Worm Breeder's Gazette 12(1): 50 (September 1, 1991)
These abstracts should not be cited in bibliographies. Material contained herein should be treated as personal communication and should be cited as such only with the consent of the author.
The ultimate fate of the anchor cell has been a puzzle for some time. As originally described by Judith Kimble, the anchor cell cytoplasmic boundary becomes indistinct in the latter part of the L4 stage and the nucleus drifts off to one side. We think that we may have solved this mystery from our EM reconstructions of the developing hermaphrodite gonad. A reconstruction was made of an animal that was fixed about twenty minutes after the terminal divisions of the vulval precursor cells. This was compared with another reconstruction that was done of an animal that was fixed at a later stage when the anchor cell cytoplasmic boundary had become indistinct but the nucleus was clearly identifiable on the dorsal extremity of the vulva primordium.

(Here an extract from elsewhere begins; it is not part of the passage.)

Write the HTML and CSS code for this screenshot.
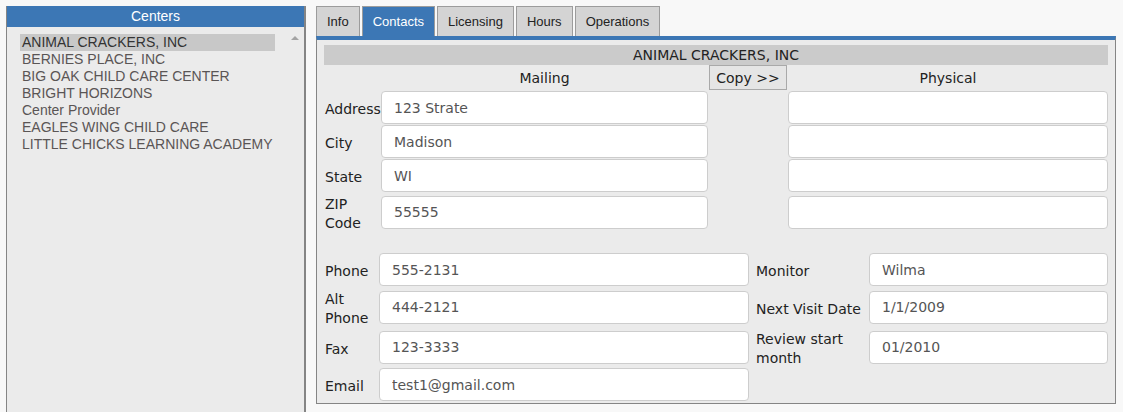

In the first reconstruction the anchor cell was a distinctive single cell. It had conspicuous ruffles in its plasma membrane adjacent to the F cells of the vulva primordium. The vulva primordium appeared to adhere to other cells in the uterus (probably the uv1 cells) as well as to the anchor cell at this stage. No basal lamina could be seen between the vulva primordium or the developing uterus, however a continuous basal lamina was seen adjacent to the vulva/uterus junction, suggesting that the vulva and uterus were bounded by a single basal lamina at this stage.
In the second reconstruction the anchor cell nucleus could be unambiguously identified from its position, yet it was clear that the anchor cell no longer existed as a single cell, but rather had fused with the use to form a thin hymen-like sheet that separates the uterine lumen from the vulval lumen. In the adult the use cell functions to attach the uterus laterally to the seam cells. The use cell has nine nuclei, four on the left and five on the right; the extra nucleus on the right presumably originates from the anchor cell. Although the anchor cell is in intimate contact with the developing vulva primordium for most of the period of its existence as a single cell, the use cell is not directly attached to the vulva, this attachment being made via the four mononucleate uv1 uterine cells.